From the city center, wilderness can be accessed with remarkable ease. The nearby hills and glens have been explored by countless walkers, their trails marked by generations of footsteps. In spring, wildflowers carpet the slopes; in autumn, the landscape transforms into a patchwork of russet and gold; in winter, snow caps the peaks, and the air carries a crystalline clarity that makes every breath feel like a small act of purification.
Creative Currents
Eden Court Theatre stands as proof that cultural life has been nurtured here with dedication and vision. Scotland's largest combined arts venue north of the central belt, it hosts everything from touring theater productions to contemporary dance, classical concerts to rock shows. The building itself merges Victorian grandeur with modern functionality, much like the city it serves.
Local musicians have long drawn inspiration from their surroundings, and traditional Scottish music can be heard in pubs throughout the old town. The fiddle and the whistle, the accordion and the bodhrán—these instruments carry melodies that were played by ancestors, yet sound fresh each time they're performed. In these sessions, which often stretch into the early morning hours, community gets reinforced through shared cultural expression.
Flavors of Place
Highland cuisine has evolved considerably while maintaining connections to its roots. Local restaurants showcase ingredients drawn from sea and mountain, farm and forest. Fresh salmon gets prepared with techniques both traditional and innovative, venison appears on menus alongside more contemporary offerings, and whisky gets incorporated into sauces and desserts with varying degrees of success.
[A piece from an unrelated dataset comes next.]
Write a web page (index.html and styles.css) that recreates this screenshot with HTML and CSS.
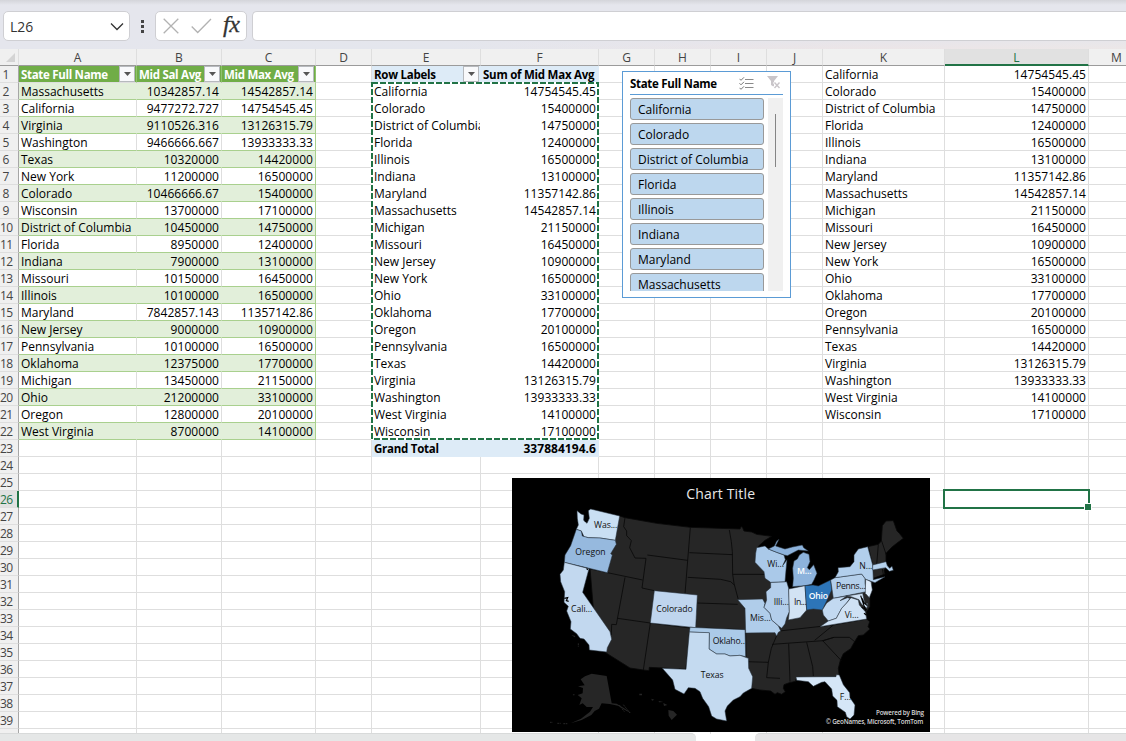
FILE: index.html
```html
<!DOCTYPE html>
<html lang="en">
<head>
<meta charset="utf-8">
<title>Workbook</title>
<link rel="stylesheet" href="styles.css">
</head>
<body>
<div class="app">
  <div class="ribbon-edge"></div>
  <div class="formula-bar">
    <div class="name-box"><span>L26</span>
      <svg width="14" height="9" viewBox="0 0 14 9"><path d="M1 1.5l6 6 6-6" fill="none" stroke="#333" stroke-width="1.3"/></svg>
    </div>
    <div class="dots"><i></i><i></i><i></i></div>
    <div class="fx-box">
      <svg width="16" height="16" viewBox="0 0 16 16"><path d="M.7.7l14.6 14.6M15.300.7L.7 15.300" fill="none" stroke="#b2b2b2" stroke-width="1.3"/></svg>
      <svg width="21" height="16" viewBox="0 0 21 16"><path d="M.7 8.500l6 6L20 1" fill="none" stroke="#b2b2b2" stroke-width="1.3"/></svg>
      <span class="fx">fx</span>
    </div>
    <div class="formula-input"></div>
  </div>
  <div class="sheet">
    <div class="grid" id="grid"></div>
    <div class="marquee"><svg width="228" height="358"><rect x="1" y="1" width="226" height="356" fill="none" stroke="#fff" stroke-width="2"/><rect x="1" y="1" width="226" height="356" fill="none" stroke="#217346" stroke-width="2" stroke-dasharray="6 2"/></svg></div>
    <div class="cursor"><i></i></div>
    <div class="slicer">
      <div class="slicer-head"><b>State Full Name</b>
        <svg class="multi" width="15" height="13" viewBox="0 0 15 13"><path d="M6 2.500h8.500M6 6.500h8.500M6 10.500h8.500" stroke="#8a8a8a"/><path d="M.5 1.800l1.500 1.500L5 .3M.5 6.300l1.500 1.500L5 4.800M.5 10.800l1.500 1.500L5 9.300" fill="none" stroke="#777"/></svg>
        <svg class="clear" width="15" height="14" viewBox="0 0 15 14"><path d="M0 0h11L7 5v6l-3-2V5z" fill="#c9c5c9"/><path d="M7 6l6 6M13 6l-6 6" stroke="#fff" stroke-width="3"/><path d="M7.500 6.500l5 5.500M12.500 6.500l-5 5.500" stroke="#c9c5c9" stroke-width="1.400"/></svg>
      </div>
      <div class="slicer-body">
        <div class="slicer-list"><span>California</span><span>Colorado</span><span>District of Columbia</span><span>Florida</span><span>Illinois</span><span>Indiana</span><span>Maryland</span><span>Massachusetts</span></div>
        <div class="slicer-track"><i></i></div>
      </div>
    </div>
    <div class="chart">
      <svg width="418" height="254" viewBox="6 9 1254 762">
        <g class="land">
          <path d="M329 123L345 128 440 145 541 157 690 162 693 155 697 156 702 168 725 171 740 178 785 184 765 196 745 214 760 260 800 280 790 330 840 370 880 370 920 350 960 340 990 320 1040 270 1073 215 1105 208 1114 198 1117 152 1128 138 1150 137 1161 168 1169 176 1180 190 1160 205 1145 217 1128 235 1128 262 1134 274 1122 285 1125 297 1090 310 1080 360 1080 395 1070 410 1070 432 1079 440 1074 455 1080 462 1060 480 1045 482 1032 503 1022 521 1000 536 991 556 985 580 988 604 940 606 858 612 857 619 838 623 822 629 820 640 826 650 815 658 802 653 795 658 782 648 750 645 725 640 705 570 600 560 530 560 528 583 418 577 417 587 400 585 360 579 287 533 250 400 240 280 290 200Z"/>
          <path d="M345 128L341 155 350 168 350 182 364 197 359 218 375 249 408 250 M412 240L533 256 M541 157L525 356 M408 250L396 339 433 347 M292 293L398 315 M237 281L292 293 M345 307L319 449 305 448 304 480 M323 430L421 444 M421 444L400 585 M421 444L540 459 528 583 M538 233L668 239 M533 307L632 313 662 320 673 330 M562 384L683 388 M555 458L705 464 M658 165L664 200 667 230 668 298 M668 298L769 298 M668 298L672 325 685 374 M707 474L708 550 M708 560L775 562 M800 482L784 520 775 562 770 608 810 610 M786 508L940 497 972 487 M808 468L970 450 1070 432 M836 506L840 620 M890 502L908 575 910 603 M972 487L938 497 995 558 M972 487L1018 487 1034 500 M914 496L970 450 M1105 208L1100 270 M1115 198L1129 240 M1075 215L1088 270 M1117 282L1120 298"/>
        </g>
        <g class="states">
          <path fill="#c9dff3" d="M201 107L213 117 222 120 221 136 231 145 238 130 235 107 242 102 329 123 316 196 270 189 235 188 222 185 214 168 199 163 205 150 202 130Z"/>
          <path fill="#96b9de" d="M199 163L214 168 217 183 235 188 270 189 316 196 319 208 302 236 307 240 292 293 163 262 165 240 182 212Z"/>
          <path fill="#c2d8ef" d="M163 262L237 281 218 352 300 470 305 493 292 518 290 531 238 525 237 510 222 492 210 490 200 476 181 462 183 440 170 408 175 394 162 382 164 350 152 320 150 298 160 285Z"/>
          <path fill="#bfd5ee" d="M433 347L562 360 557 458 421 444Z"/>
          <path fill="#abcae8" d="M540 457L705 464 707 545 690 541 660 543 645 537 620 537 597 522 598 474 538 471Z"/>
          <path fill="#c4daf0" d="M538 471L598 473 597 522 620 537 645 537 660 543 690 541 715 550 716 580 728 605 725 640 700 654 690 665 670 675 652 693 645 708 650 738 620 732 605 723 596 695 578 670 570 650 555 640 535 638 522 657 495 643 488 615 457 580 528 583Z"/>
          <path fill="#b0cdea" d="M683 374L758 372 765 385 762 397 780 415 785 435 805 452 812 468 805 472 800 483 795 473 707 474 705 400Z"/>
          <path fill="#b3ceeb" d="M782 322L830 320 836 340 838 410 830 428 825 447 815 460 805 452 785 435 780 415 762 397 770 375 768 350 782 338Z"/>
          <path fill="#aac9e9" d="M740 218L765 213 775 222 800 232 822 240 826 254 818 272 831 254 828 285 825 320 782 322 765 310 762 290 735 262 737 235Z"/>
          <path fill="#8db3dc" d="M775 222L793 213 800 198 807 193 797 213 825 222 847 216 877 210 881 218 895 228 865 225 832 242 823 240 800 232ZM868 240L880 232 897 238 900 260 892 278 898 284 911 269 921 295 912 315 905 328 885 332 848 335 850 310 848 280 852 258 862 252Z"/>
          <path fill="#d2e3f4" d="M836 342L885 332 890 405 870 428 835 435 838 410Z"/>
          <path fill="#2d75b8" d="M885 332L909 330 925 333 962 315 965 345 950 378 937 405 910 402 890 405Z"/>
          <path fill="#b4cfea" d="M962 315L975 308 1055 297 1065 310 1065 325 1069 350 970 370Z"/>
          <path fill="#b2cfec" d="M975 308L985 290 984 278 1020 275 1032 260 1032 240 1045 222 1073 215 1088 270 1090 314 1125 305 1095 323 1067 313 1055 297Z"/>
          <path fill="#dfecfa" d="M1067 313L1083 320 1087 345 1078 368 1066 355Z"/>
          <path fill="#b6d2ee" d="M1088 270L1128 260 1132 272 1139 280 1146 274 1150 286 1138 289 1127 278 1088 285Z"/>
          <path fill="#c2d9f1" d="M970 370L1010 363 990 377 1012 368 1020 370 1010 384 995 400 979 430 955 438 940 420 937 405 950 384Z"/>
          <path fill="#cfe1f4" d="M930 455L955 438 979 430 995 400 1010 384 1023 368 1045 375 1048 390 1066 410 1070 432ZM1010 363L1058 355 1065 388 1073 385 1071 400 1054 387 1047 374 1023 365Z"/>
          <path fill="#d5e6f7" d="M858 606L978 605 979 599 988 600 1000 629 1019 653 1020 668 1035 690 1032 720 1020 732 1010 725 1006 712 982 695 981 676 968 663 965 642 945 620 935 622 910 634 895 620 860 616Z"/>
        </g>
        <path class="bay" d="M1052 362L1062 392 1068 408M1057 370L1061 382 1072 392M1055 397L1070 404M1062 415L1069 420M232 112L227 126 234 130 225 140M163 370L173 368 169 377 176 379M230 280L233 285"/>
        <path fill="#262626" d="M212 613L225 604 245 596 290 603 305 685 320 686 340 698 365 715 350 708 324 692 299 687 275 685 267 701 254 708 244 720 215 735 182 745 213 731 240 710 249 696 230 696 218 685 208 690 215 670 203 660 218 655 219 639 204 634 224 631ZM475 705L490 708 501 719 485 735 476 722ZM388 656l8 0 0 5-8 0ZM424 671l9 3-7 3ZM446 678l14 3-13 1ZM460 684l12 6-10 3ZM188 658l6 0-2 4ZM184 480l12 3-2 4Z"/>
        <path d="M120 742h8M142 745h10M160 746h12M205 505v10M328 690l15 20M340 689l20 25" stroke="#262626" stroke-width="3" stroke-dasharray="5 2"/>
        <g class="labels">
          <text x="252" y="158" textLength="70">Was...</text>
          <text x="196" y="239" textLength="91">Oregon</text>
          <text x="183" y="410" textLength="64">Cali...</text>
          <text x="439" y="410" textLength="109">Colorado</text>
          <text x="608" y="506" textLength="97">Oklaho..</text>
          <text x="572" y="608" textLength="69">Texas</text>
          <text x="720" y="437" textLength="62">Mis...</text>
          <text x="791" y="389" textLength="46">Illi...</text>
          <text x="772" y="275" textLength="50">Wi...</text>
          <text class="light" x="861" y="297" textLength="44">M...</text>
          <text x="852" y="389" textLength="38">In...</text>
          <text class="light" x="896" y="371" textLength="58">Ohio</text>
          <text x="978" y="341" textLength="89">Penns...</text>
          <text x="1048" y="281" textLength="39">N...</text>
          <text x="1004" y="428" textLength="42">Vi...</text>
          <text x="989" y="675" textLength="34">F...</text>
        </g>
        <text class="title" x="529" y="72" textLength="206">Chart Title</text>
        <g class="credit"><text x="1098" y="720" textLength="144">Powered by Bing</text><text x="947" y="747" textLength="293">© GeoNames, Microsoft, TomTom</text></g>
      </svg>
    </div>
  </div>
  <div class="bottom-edge"><i class="left"></i><i class="right"></i></div>
</div>
<script src="app.js"></script>
</body>
</html>
```

FILE: styles.css
```css
* { box-sizing: border-box; }
body { margin: 0; overflow: hidden; font-family: "Open Sans", "Noto Sans", sans-serif; font-size: 12px; color: #000; }
svg { display: block; flex: none; }
.app { position: relative; display: flex; flex-direction: column; width: 1126px; height: 741px; overflow: hidden; background: #fff; }
.ribbon-edge { flex: none; height: 1px; margin-left: 7px; background: #cfcfd2; }
.app::before { content: ""; position: absolute; inset: 0 0 auto; height: 49px; background: linear-gradient(#d4d5da, #e5e6ed 5px, #e5e6ed 36px, transparent), linear-gradient(90deg, #e5e6ed, #e4e6ed 40%, #ece5e7 75%, #ece7e7); }
.formula-bar { position: relative; flex: none; display: flex; height: 48px; padding: 10px 0 8px 3px; }
.name-box, .fx-box, .formula-input { height: 30px; background: #fff; border: 1px solid #cfcfd3; border-radius: 5px; }
.name-box { display: flex; align-items: center; justify-content: space-between; width: 127px; padding: 0 5px 0 6px; font-size: 14.5px; color: #333; }
.name-box span { transform: scaleX(.96); transform-origin: left; }
.dots { display: flex; flex-direction: column; justify-content: center; gap: 2px; width: 25px; padding-left: 11px; }
.dots i { width: 3px; height: 3px; background: #444; }
.fx-box { display: flex; align-items: center; width: 92px; padding-left: 7px; gap: 12px; }
.fx { font: italic 24px/26px "Liberation Serif", serif; letter-spacing: -.3px; color: #333; -webkit-text-stroke: .3px #333; margin: -4px 0 0 -1px; }
.formula-input { flex: 1; margin-left: 5px; border-right: 0; border-radius: 5px 0 0 5px; }
.sheet { position: relative; flex: none; height: 685px; overflow: hidden; }
.grid { display: grid; grid-template-columns: 19px 118px 85px 94px 56px 109px 118px 56px 56px 56px 56px 122px 144px 56px; grid-auto-rows: 17px; width: 1144px; }
.cell { height: 17px; padding: 0 2px; border-right: 1px solid #dedede; border-bottom: 1px solid #dedede; line-height: 18px; white-space: nowrap; overflow: hidden; }
.num { text-align: right; letter-spacing: .05px; }
.head { padding: 0; background: #f0f0f0; border-bottom-color: #9b9b9b; text-align: center; font-size: 12px; line-height: 17px; color: #444; }
.head.on { background: #e1e1e1; color: #217346; border-bottom: 2px solid #217346; }
.rowno { padding: 0; background: #f0f0f0; border-right-color: #a6a6a6; line-height: 18px; letter-spacing: -.6px; text-align: left; color: #444; }
.rowno.on { background: #e1e1e1; color: #217346; border-right: 2px solid #217346; }
.corner { display: flex; align-items: flex-end; justify-content: flex-end; padding: 0 3px 3px 0; }
.band { background: #e2efda; border-right-color: #e2efda; }
.table { border-bottom-color: #a9d08e; }
.col-c.table { border-right-color: #a9d08e; }
.table-head { display: flex; justify-content: space-between; padding-right: 1px; font-weight: 700; font-size: 11.5px; letter-spacing: -.3px; color: #fff; background: #70ad47; border-right-color: #8fc16d; }
.pivot-head, .pivot-total { display: flex; justify-content: space-between; font-weight: 700; font-size: 11.5px; letter-spacing: -.25px; background: #ddebf7; border-color: #ddebf7; }
.pivot-head { padding-right: 1px; }
.pivot-total .sum { font-size: 12px; letter-spacing: .05px; }
.pivot { border-color: #fff; }
.drop { flex: none; display: flex; align-items: center; justify-content: center; width: 16px; height: 16px; border: 1px solid #b6b9bd; background: #f8f9fb; }
.drop svg { margin-top: -1px; }
.marquee { position: absolute; left: 371px; top: 33px; }
.cursor { position: absolute; left: 943px; top: 440px; width: 147px; height: 20px; border: 2px solid #217346; }
.cursor i { position: absolute; right: -3px; bottom: -3px; width: 6px; height: 6px; background: #217346; outline: 1px solid #fff; }
.slicer { position: absolute; left: 622px; top: 22px; width: 169px; height: 227px; padding: 0 7px; border: 1px solid #5b9bd5; background: #fff; }
.slicer-head { display: flex; align-items: center; height: 23px; border-bottom: 1px solid #5b9bd5; font-size: 11.5px; letter-spacing: -.3px; }
.multi { margin-left: auto; }
.clear { margin: 0 1px 0 13px; }
.slicer-body { display: flex; justify-content: space-between; height: 193px; margin-top: 3px; overflow: hidden; }
.slicer-list { display: flex; flex-direction: column; gap: 3px; width: 134px; }
.slicer-list span { flex: none; height: 22px; padding-left: 7px; border: 1px solid #999; border-radius: 3px; background: #bdd7ee; line-height: 22px; }
.slicer-track { width: 15px; background: #f0f0f0; }
.slicer-track i { display: block; width: 1px; height: 53px; margin: 16px 0 0 7px; background: #858585; }
.chart { position: absolute; left: 512px; top: 429px; width: 418px; height: 254px; background: #000; }
.land { fill: #262626; stroke: #090909; stroke-width: 2.5; }
.land path + path { fill: none; }
.states { stroke: #26323d; stroke-width: 1.6; stroke-linejoin: round; }
.bay { fill: none; stroke: #000; stroke-width: 3.5; }
.labels text { font-size: 26px; fill: #111; }
.labels .light { fill: #fff; font-weight: 600; }
.title { font-size: 42px; fill: #e8e8e8; }
.credit { font-size: 19px; font-weight: 600; fill: #d8d8d8; }
.bottom-edge { position: relative; display: flex; justify-content: space-between; flex: none; height: 8px; }
.bottom-edge i { height: 9px; margin-top: -1px; background: #e5e7e7; border-top: 1px solid #d8dada; }
.bottom-edge .left { width: 696px; border-radius: 0 5px 0 0; }
.bottom-edge .right { width: 371px; border-radius: 5px 0 0 0; background: #e6e5e6; }
```

FILE: app.js
```js
const table = `Massachusetts|10342857.14|14542857.14
California|9477272.727|14754545.45
Virginia|9110526.316|13126315.79
Washington|9466666.667|13933333.33
Texas|10320000|14420000
New York|11200000|16500000
Colorado|10466666.67|15400000
Wisconsin|13700000|17100000
District of Columbia|10450000|14750000
Florida|8950000|12400000
Indiana|7900000|13100000
Missouri|10150000|16450000
Illinois|10100000|16500000
Maryland|7842857.143|11357142.86
New Jersey|9000000|10900000
Pennsylvania|10100000|16500000
Oklahoma|12375000|17700000
Michigan|13450000|21150000
Ohio|21200000|33100000
Oregon|12800000|20100000
West Virginia|8700000|14100000`.split('\n').map(r => r.split('|'));
const pivot = table.map(r => [r[0], r[2]]).sort((a, b) => a[0] < b[0] ? -1 : 1);
const grid = document.getElementById('grid');
const drop = '<span class="drop"><svg width="7" height="4"><path d="M0 0h7L3.500 4z" fill="#555"/></svg></span>';

function cell(cls, html) {
  const el = document.createElement('div');
  el.className = 'cell ' + cls;
  el.innerHTML = html || '';
  grid.append(el);
}

cell('head corner', '<svg width="9" height="9"><path d="M9 0v9H0z" fill="#d4d4d4"/></svg>');
for (const c of 'ABCDEFGHIJKLM') cell('head' + (c === 'L' ? ' on' : ''), c);

for (let r = 1; r <= 40; r++) {
  cell('rowno' + (r === 26 ? ' on' : ''), r < 10 ? '&nbsp;' + r : r < 40 ? r : '');
  const t = table[r - 2];
  if (r === 1) {
    ['State Full Name', 'Mid Sal Avg', 'Mid Max Avg'].forEach(n => cell('table-head', n + drop));
  } else if (t) {
    const b = 'table ' + (r % 2 ? '' : 'band ');
    cell(b, t[0]);
    cell(b + 'num', t[1]);
    cell(b + 'num col-c', t[2]);
  } else for (let i = 0; i < 3; i++) cell('');
  cell('');
  if (r === 1) {
    cell('pivot-head', 'Row Labels' + drop);
    cell('pivot-head', 'Sum of Mid Max Avg');
  } else if (r < 23) {
    cell('pivot', pivot[r - 2][0]);
    cell('pivot num', pivot[r - 2][1]);
  } else if (r === 23) {
    cell('pivot-total', 'Grand Total');
    cell('pivot-total', '<span></span><span class="sum">337884194.6</span>');
  } else { cell(''); cell(''); }
  for (let i = 0; i < 4; i++) cell('');
  const k = pivot[r - 1];
  cell('', k && k[0]);
  cell('num', k && k[1]);
  cell('');
}
```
The surrounding region produces some of Scotland's finest single malts, and distillery tours have become popular attractions. Learning how water, barley, and time combine to create Scotland's most famous export offers insights into patience, craftsmanship, and the importance of terroir. Tasting rooms allow visitors to appreciate the subtle differences between distilleries, each whisky expressing something unique about the landscape from which it emerged.
Living Heritage
What makes this northern city remarkable isn't any single attraction or landmark, but rather the way different elements combine to create something greater than the sum of its parts. History here hasn't been relegated to museums—it lives in the streets themselves, in the local dialect, in traditions that continue to be practiced not out of obligation but genuine affection.
The relationship between this community and the wilderness that surrounds it has been negotiated over centuries. Neither has conquered the other; instead, a kind of accommodation has been reached, where human settlement exists in constant dialogue with natural forces that remain fundamentally indifferent to our presence. This awareness—that we occupy this space temporarily, that the mountains were here long before us and will remain long after we're gone—instills a certain humility in those who call this place home.
As evening settles over the valley and lights begin to twinkle along the riverfront, the essential character of this place becomes clear. Time moves differently here, measured not just in minutes and hours but in seasons and generations. Those seeking the frenetic pace of Edinburgh might find the rhythm too measured, too deliberate. But for those willing to slow down, to let the landscape work its quiet magic, rewards await that cannot be rushed or forced—only received with gratitude and wonder.